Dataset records
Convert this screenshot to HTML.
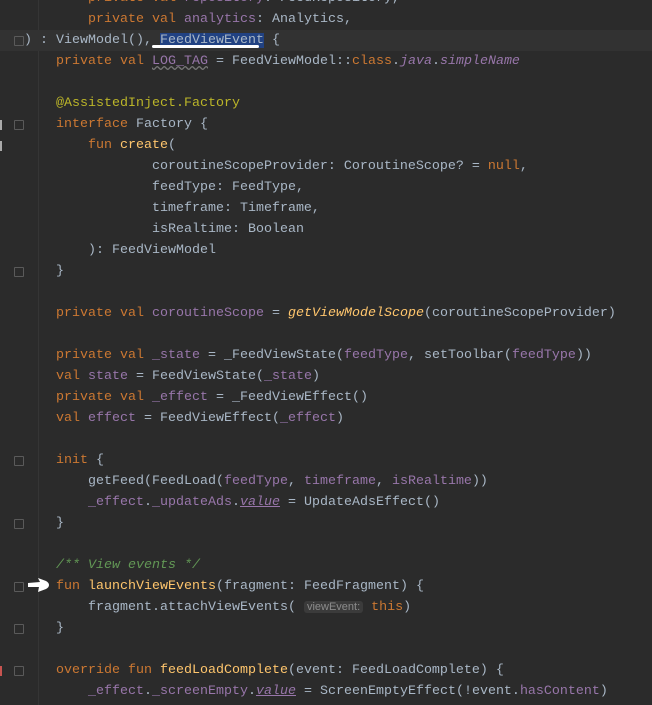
<!DOCTYPE html>
<html><head><meta charset="utf-8"><style>
html,body{margin:0;height:705px;overflow:hidden}
body{width:652px;background:#2b2b2b;position:relative;font-family:"Liberation Mono","DejaVu Sans Mono",monospace;font-size:13.33px;color:#a9b7c6}
#w{position:absolute;left:0;top:2px;width:652px;height:705px}
.l{position:absolute;left:24px;height:21px;line-height:21px;white-space:pre}
.k{color:#cc7832}.p{color:#9876aa}.f{color:#ffc66d}.a{color:#bbb529}.c{color:#629755;font-style:italic}.i{font-style:italic}
.u{text-decoration:underline}
.hl{position:absolute;left:0;width:652px;height:21px;top:28px;background:#323232}
.sel{background:#214283}
.hint{font-family:"Liberation Sans",sans-serif;font-size:11px;color:#8c8c8c;background:#3b3b3b;border-radius:3px;padding:0 3px}
.fold{position:absolute;left:14px;width:8px;height:8px;border:1px solid #5a5a5a;border-radius:1px}
.gl{position:absolute;left:38px;top:0;width:1px;height:705px;background:#353535}
</style></head><body>
<div class="gl"></div>
<div id="w">
<div class="hl"></div>
<div class="fold" style="top:34px"></div><div class="fold" style="top:118px"></div><div class="fold" style="top:265px"></div><div class="fold" style="top:454px"></div><div class="fold" style="top:517px"></div><div class="fold" style="top:580px"></div><div class="fold" style="top:622px"></div><div class="fold" style="top:664px"></div>
<div style="position:absolute;left:0;top:118px;width:2px;height:10px;background:#aaa"></div>
<div style="position:absolute;left:0;top:139px;width:2px;height:10px;background:#aaa"></div>
<div style="position:absolute;left:0;top:664px;width:2px;height:10px;background:#c75450"></div>
<div class="l" style="top:-14px">        <span class="k">private val </span><span class="p">repository</span>: FeedRepository,</div>
<div class="l" style="top:7px">        <span class="k">private val </span><span class="p">analytics</span>: Analytics,</div>
<div class="l" style="top:28px">) : ViewModel(), <span class="sel">FeedViewEvent</span> {</div>
<div style="position:absolute;left:152px;top:43px;width:107px;height:3px;background:#fff;border-radius:2px"></div>
<div class="l" style="top:49px">    <span class="k">private val </span><span class="p" style="text-decoration:underline wavy #777">LOG_TAG</span> = FeedViewModel::<span class="k">class</span>.<span class="p i">java</span>.<span class="p i">simpleName</span></div>
<div class="l" style="top:91px">    <span class="a">@AssistedInject.Factory</span></div>
<div class="l" style="top:112px">    <span class="k">interface </span>Factory {</div>
<div class="l" style="top:133px">        <span class="k">fun </span><span class="f">create</span>(</div>
<div class="l" style="top:154px">                coroutineScopeProvider: CoroutineScope? = <span class="k">null</span>,</div>
<div class="l" style="top:175px">                feedType: FeedType,</div>
<div class="l" style="top:196px">                timeframe: Timeframe,</div>
<div class="l" style="top:217px">                isRealtime: Boolean</div>
<div class="l" style="top:238px">        ): FeedViewModel</div>
<div class="l" style="top:259px">    }</div>
<div class="l" style="top:301px">    <span class="k">private val </span><span class="p">coroutineScope</span> = <span class="f i">getViewModelScope</span>(coroutineScopeProvider)</div>
<div class="l" style="top:343px">    <span class="k">private val </span><span class="p">_state</span> = _FeedViewState(<span class="p">feedType</span>, setToolbar(<span class="p">feedType</span>))</div>
<div class="l" style="top:364px">    <span class="k">val </span><span class="p">state</span> = FeedViewState(<span class="p">_state</span>)</div>
<div class="l" style="top:385px">    <span class="k">private val </span><span class="p">_effect</span> = _FeedViewEffect()</div>
<div class="l" style="top:406px">    <span class="k">val </span><span class="p">effect</span> = FeedViewEffect(<span class="p">_effect</span>)</div>
<div class="l" style="top:448px">    <span class="k">init </span>{</div>
<div class="l" style="top:469px">        getFeed(FeedLoad(<span class="p">feedType</span>, <span class="p">timeframe</span>, <span class="p">isRealtime</span>))</div>
<div class="l" style="top:490px">        <span class="p">_effect</span>.<span class="p">_updateAds</span>.<span class="p i u">value</span> = UpdateAdsEffect()</div>
<div class="l" style="top:511px">    }</div>
<div class="l" style="top:553px">    <span class="c">/** View events */</span></div>
<div class="l" style="top:574px">    <span class="k">fun </span><span class="f">launchViewEvents</span>(fragment: FeedFragment) {</div>
<div class="l" style="top:595px">        fragment.attachViewEvents( <span class="hint">viewEvent:</span> <span class="k">this</span>)</div>
<div class="l" style="top:616px">    }</div>
<div class="l" style="top:658px">    <span class="k">override fun </span><span class="f">feedLoadComplete</span>(event: FeedLoadComplete) {</div>
<div class="l" style="top:679px">        <span class="p">_effect</span>.<span class="p">_screenEmpty</span>.<span class="p i u">value</span> = ScreenEmptyEffect(!event.<span class="p">hasContent</span>)</div>
<div class="l" style="top:700px">    }</div>
<svg style="position:absolute;left:26px;top:574px" width="26" height="18" viewBox="0 0 26 18"><path d="M2 7 L14 6 L12 2 L20 5 C24 7 24 11 20 13 L12 16 L13 11 L2 11 Z" fill="#fff"/></svg>
</div>
</body></html>
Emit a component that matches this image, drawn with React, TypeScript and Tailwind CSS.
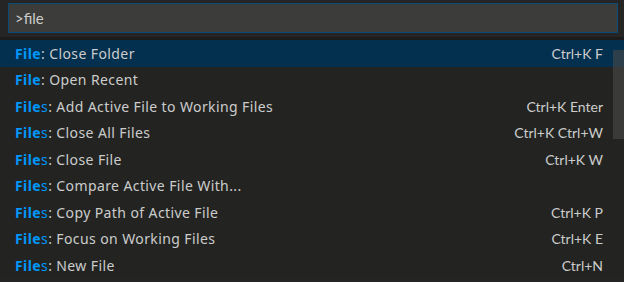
import React from 'react'

type Item = { prefix: string; rest: string; label: string; keys?: string }

const items: Item[] = [
  { prefix: 'File', rest: '', label: ': Close Folder', keys: 'Ctrl+K F' },
  { prefix: 'File', rest: '', label: ': Open Recent' },
  { prefix: 'File', rest: 's', label: ': Add Active File to Working Files', keys: 'Ctrl+K Enter' },
  { prefix: 'File', rest: 's', label: ': Close All Files', keys: 'Ctrl+K Ctrl+W' },
  { prefix: 'File', rest: 's', label: ': Close File', keys: 'Ctrl+K W' },
  { prefix: 'File', rest: 's', label: ': Compare Active File With...' },
  { prefix: 'File', rest: 's', label: ': Copy Path of Active File', keys: 'Ctrl+K P' },
  { prefix: 'File', rest: 's', label: ': Focus on Working Files', keys: 'Ctrl+K E' },
  { prefix: 'File', rest: 's', label: ': New File', keys: 'Ctrl+N' },
]

export default function App() {
  return (
    <div className="w-[624px] h-[282px] overflow-hidden bg-[#252526] text-[#cccccc] font-['Lato','Noto_Sans',sans-serif]">
      {/* input */}
      <div className="pl-[8px] pr-[6px] pt-[3px] h-[37px]">
        <div className="h-[30px] border border-[#0b4a75] bg-[#3c3d3b] flex items-center pl-[6px] text-[15px]">
          &gt;file
        </div>
      </div>
      <div className="h-[3px] bg-[#1b1c1b]" />

      {/* list */}
      <div className="relative bg-[#232422]">
        {items.map((it, i) => (
          <div
            key={i}
            className={
              'h-[26.5px] flex items-center justify-between pl-[15px] pr-[21px] text-[14px] ' +
              (i === 0 ? 'bg-[#04304f]' : '')
            }
          >
            <span className="whitespace-nowrap font-['Noto_Sans',sans-serif] tracking-[0.4px]">
              <span className="font-bold text-[#0097fb]">{it.prefix}</span>
              {it.rest && <span className="text-[#0097fb]">{it.rest}</span>}
              {it.label}
            </span>
            {it.keys && <span className="whitespace-nowrap">{it.keys}</span>}
          </div>
        ))}
        <div className="absolute right-0 top-[10px] w-[11px] h-[89px] bg-[#4a4a4a]/60" />
      </div>
    </div>
  )
}
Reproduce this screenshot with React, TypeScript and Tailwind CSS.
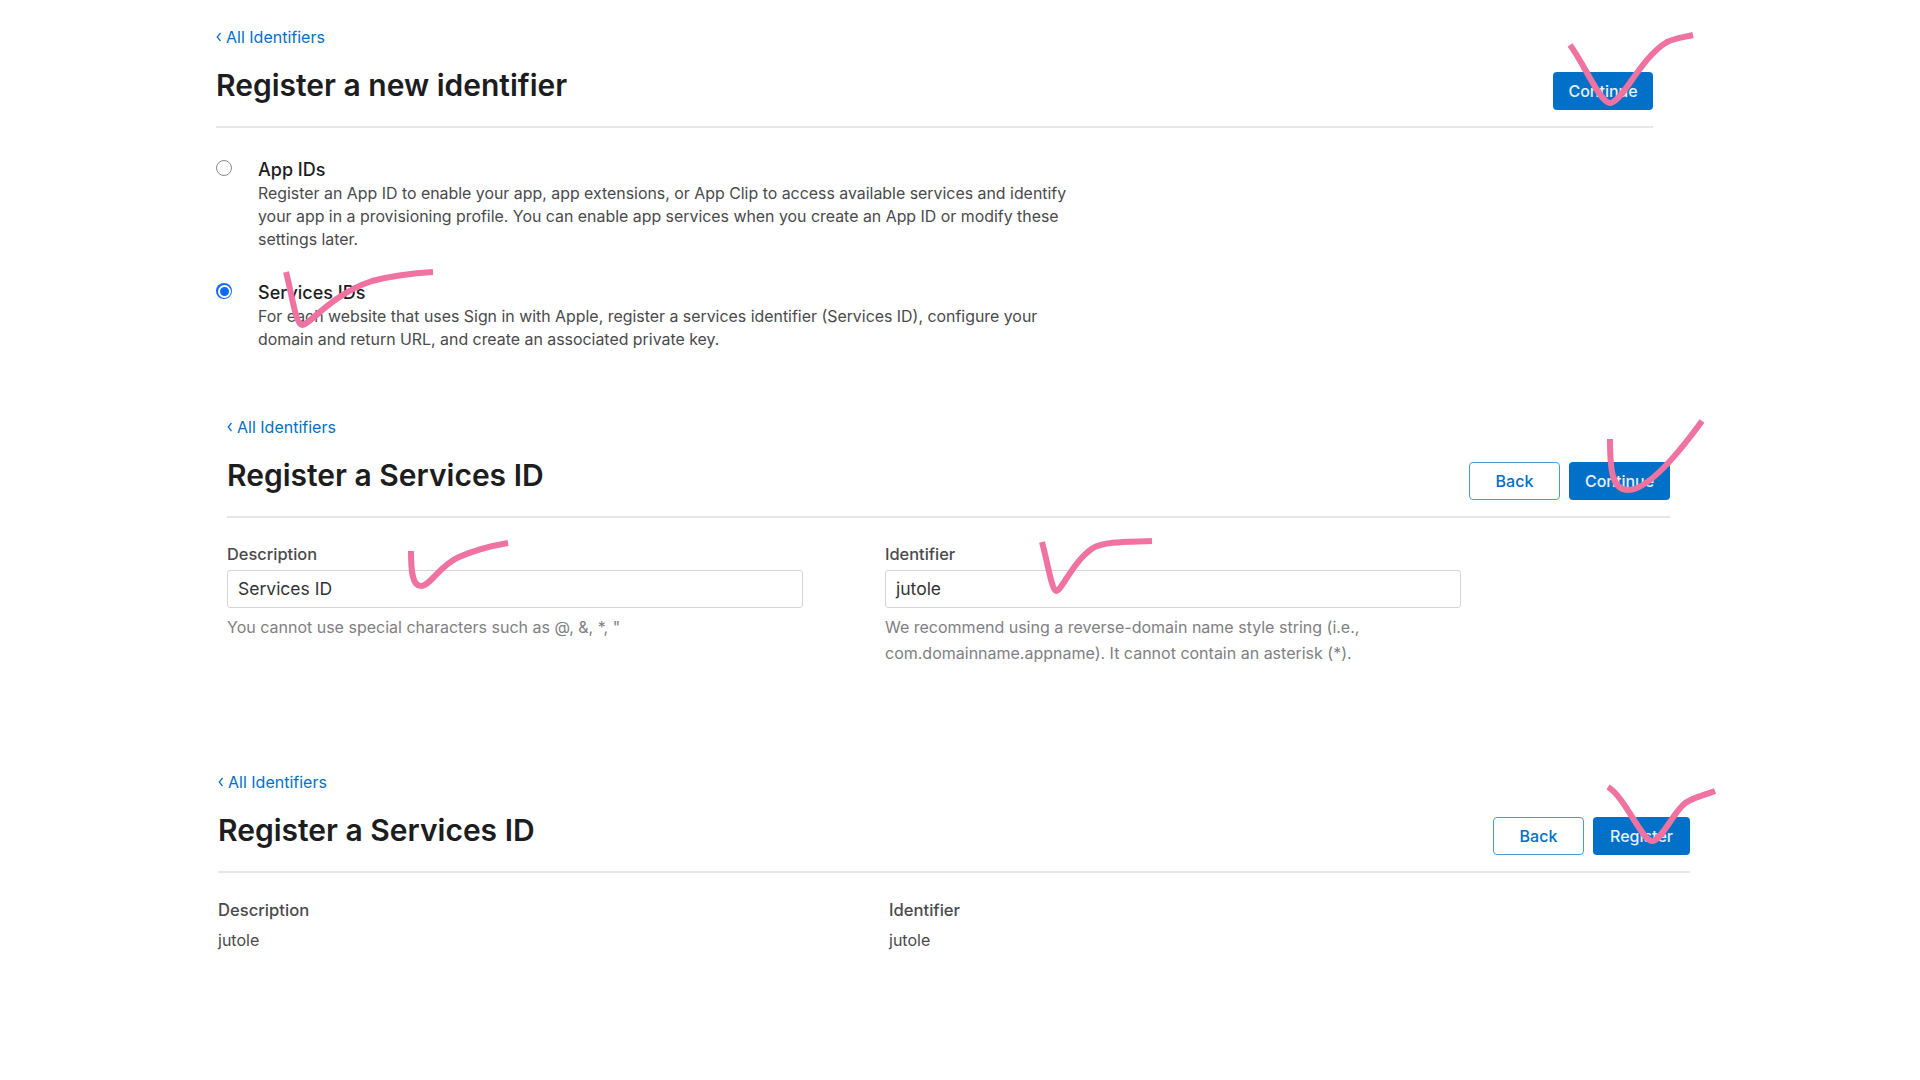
const sans = { fontFamily: 'Inter, "Liberation Sans", sans-serif' }

function BackLink() {
  return (
    <a className="flex h-5 items-center gap-[4px] text-[16px] leading-5 text-[#0070c9]">
      <svg width="6" height="10" viewBox="0 0 6 10" fill="none" stroke="#0070c9" strokeWidth="1.2">
        <path d="M4.5 1 L1.2 5 L4.5 9" />
      </svg>
      All Identifiers
    </a>
  )
}

function BlueButton({ label, width }: { label: string; width: string }) {
  return (
    <button className={`h-[38px] ${width} rounded-[4px] bg-[#0070c9] text-[16px] font-medium text-white/90`}>
      {label}
    </button>
  )
}

function BackButton() {
  return (
    <button className="h-[38px] w-[91px] rounded-[4px] border border-[#4a9bdc] bg-white text-[16px] font-medium text-[#0070c9]">
      Back
    </button>
  )
}

function Header({ title, children }: { title: string; children: React.ReactNode }) {
  return (
    <div className="mt-[20px] flex items-start justify-between border-b-2 border-[#e6e6e6] pb-[16px]">
      <h1 className="text-[30px] font-semibold leading-[36px] text-[#1d1d1f]">{title}</h1>
      <div className="mt-[5px] flex gap-[9px]">{children}</div>
    </div>
  )
}

function RadioRow({ checked, title, children }: { checked?: boolean; title: string; children: React.ReactNode }) {
  return (
    <div className="flex">
      <div className="w-[42px] shrink-0 pt-[2px]">
        {checked ? (
          <div className="flex h-4 w-4 items-center justify-center rounded-full bg-[#0a6cf5]">
            <div className="h-[13px] w-[13px] rounded-full border-2 border-white bg-[#0a6cf5]" />
          </div>
        ) : (
          <div className="h-4 w-4 rounded-full border border-[#8a8a8a] bg-white" />
        )}
      </div>
      <div className="w-[825px]">
        <div className="text-[18px] font-medium leading-[24px] text-[#1d1d1f]">{title}</div>
        <p className="text-[15.9px] leading-[23px] text-[#4a4a4c]">{children}</p>
      </div>
    </div>
  )
}

function Field({ label, value, children }: { label: string; value: string; children: React.ReactNode }) {
  return (
    <div className="w-[576px]">
      <div className="text-[16.4px] font-medium leading-5 text-[#4a4a4c]">{label}</div>
      <div className="mt-[6px] flex h-[38px] items-center rounded-[3px] border border-[#d6d6d6] bg-white px-[10px] text-[17.5px] text-[#333336]">
        {value}
      </div>
      <p className="mt-[6px] text-[16px] leading-[26px] text-[#808083]">{children}</p>
    </div>
  )
}

// the hand-drawn marks lying over the page
function Checks() {
  const marks = [
    'M1570 45 C1585 65 1600 103 1610 103 C1622 103 1640 58 1667 42 C1675 38 1685 37 1693 35',
    'M286 272 C292 295 296 325 302 325 C310 325 330 295 372 281 C395 275 415 273 433 272',
    'M411 551 C411 570 412 586 421 586 C430 586 440 565 459 557 C475 550 490 546 508 543',
    'M1042 542 C1047 560 1052 591 1056 591 C1062 591 1072 562 1093 548 C1105 541 1130 542 1152 541',
    'M1610 439 C1610 470 1612 490 1628 490 C1645 490 1670 465 1702 421',
    'M1608 787 C1625 797 1642 841 1652 841 C1662 841 1675 808 1687 802 C1695 797 1705 795 1715 791',
  ]
  return (
    <svg className="absolute inset-0" width="1920" height="1080" viewBox="0 0 1920 1080" fill="none">
      {marks.map((d) => (
        <path key={d} d={d} stroke="#ef72a0" strokeWidth="6" strokeLinejoin="round" />
      ))}
    </svg>
  )
}

export default function App() {
  return (
    <div className="relative h-[1080px] w-[1920px] overflow-hidden bg-white" style={sans}>
      {/* Choose identifier type */}
      <section className="ml-[216px] w-[1437px] pt-[27px]">
        <BackLink />
        <Header title="Register a new identifier">
          <BlueButton label="Continue" width="w-[100px]" />
        </Header>
        <div className="mt-[30px] flex flex-col gap-[30px]">
          <RadioRow title="App IDs">
            Register an App ID to enable your app, app extensions, or App Clip to access available services and identify
            your app in a provisioning profile. You can enable app services when you create an App ID or modify these
            settings later.
          </RadioRow>
          <RadioRow checked title="Services IDs">
            For each website that uses Sign in with Apple, register a services identifier (Services ID), configure your
            domain and return URL, and create an associated private key.
          </RadioRow>
        </div>
      </section>

      {/* Services ID form */}
      <section className="ml-[227px] mt-[66px] w-[1443px]">
        <BackLink />
        <Header title="Register a Services ID">
          <BackButton />
          <BlueButton label="Continue" width="w-[101px]" />
        </Header>
        <div className="mt-[26px] flex gap-[82px]">
          <Field label="Description" value="Services ID">
            You cannot use special characters such as @, &amp;, *, "
          </Field>
          <Field label="Identifier" value="jutole">
            We recommend using a reverse-domain name style string (i.e., com.domainname.appname). It cannot contain an
            asterisk (*).
          </Field>
        </div>
      </section>

      {/* Confirm */}
      <section className="ml-[218px] mt-[106px] w-[1472px]">
        <BackLink />
        <Header title="Register a Services ID">
          <BackButton />
          <BlueButton label="Register" width="w-[97px]" />
        </Header>
        <div className="mt-[27px] flex gap-[500px]">
          <div className="w-[171px]">
            <div className="text-[16.6px] font-medium leading-5 text-[#4a4a4c]">Description</div>
            <div className="mt-[10px] text-[16px] leading-5 text-[#4a4a4c]">jutole</div>
          </div>
          <div>
            <div className="text-[16.6px] font-medium leading-5 text-[#4a4a4c]">Identifier</div>
            <div className="mt-[10px] text-[16px] leading-5 text-[#4a4a4c]">jutole</div>
          </div>
        </div>
      </section>

      <Checks />
    </div>
  )
}
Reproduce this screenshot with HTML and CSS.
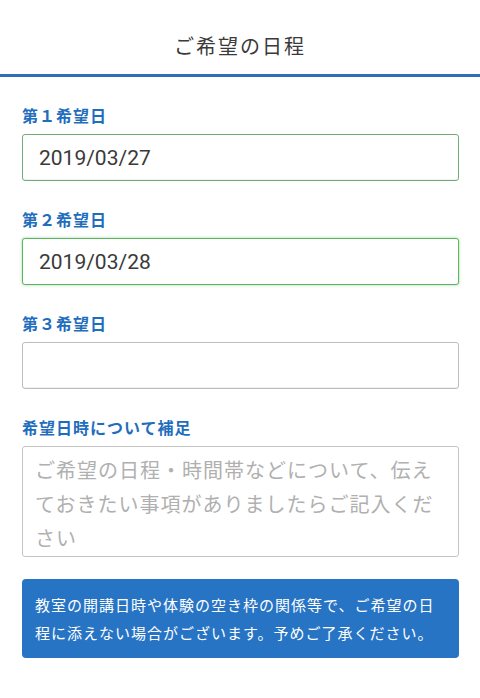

- PROBLEM DETAILS
Within the listing above, copy each line that has the string "drawn".

- WRITTEN RESPONSE
Emit a component that matches this image, drawn with React, TypeScript and Tailwind CSS.
// the hand-drawn marks lying over the page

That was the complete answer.